Selama proses asesmen, korban menjalani tiga sesi pendampingan. Biaya layanan ditanggung kampus. Namun, respons yang dianggap terlambat ini tidak mampu mencegah memburuknya kondisi psikis korban. Akibat tekanan yang terus bertambah, korban akhirnya dilarikan ke rumah sakit usai diduga mencoba bunuh diri.
Ketua Satgas PPKPT ITERA, Dr. Winarti Nurhayu, S.Si., menyatakan bahwa proses penanganan masih berjalan dan dilakukan dengan prinsip kehati-hatian. “Kami berkomitmen untuk menindaklanjuti setiap laporan kekerasan dengan serius dan penuh kehati-hatian. Proses kami lakukan tidak untuk dipercepat atau diperlambat, melainkan untuk memastikan bahwa setiap langkah berjalan sesuai prosedur dan memberikan perlindungan maksimal kepada korban,” ujarnya.
Namun pernyataan tersebut justru dikritik oleh aktivis perempuan dari DAMAR, Desi. Ia menyebut bahwa pernyataan Ketua Satgas tidak selaras dengan kenyataan di lapangan. “Apa yang disampaikan Ketua Satgas sangat bertentangan dengan fakta. Korban sampai melakukan percobaan bunuh diri bukan karena tidak ditangani, tapi karena hanya cepat di ucapan, lamban di tindakan. Di sinilah nyawa dan keselamatan korban dipertaruhkan,” tegas Desi.
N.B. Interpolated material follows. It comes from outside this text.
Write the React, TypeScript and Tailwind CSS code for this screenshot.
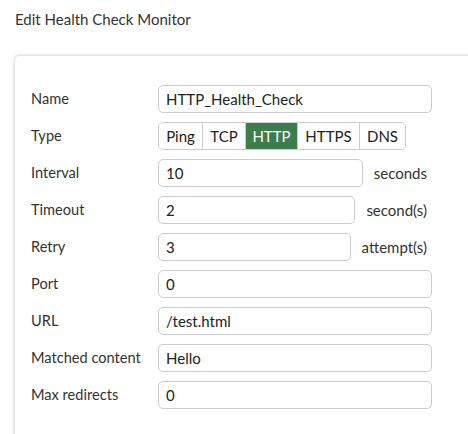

Menurutnya, kasus ini adalah gambaran nyata bagaimana institusi pendidikan masih gagal menerapkan prinsip perlindungan secara konkret dan menyeluruh terhadap korban kekerasan seksual. Ia juga mendesak agar ITERA melakukan evaluasi menyeluruh terhadap kinerja Satgas dan memastikan bahwa tidak ada korban lain yang mengalami hal serupa.
Hingga berita ini diterbitkan, belum ada informasi lanjutan dari pengacara korban terkait laporan ke kepolisian. Sementara itu, desakan publik terus menguat agar ITERA tidak hanya menjadikan slogan “zero toleransi terhadap kekerasan seksual” sebagai formalitas semata, melainkan membuktikannya lewat langkah cepat, tanggap, dan berpihak sepenuhnya kepada korban.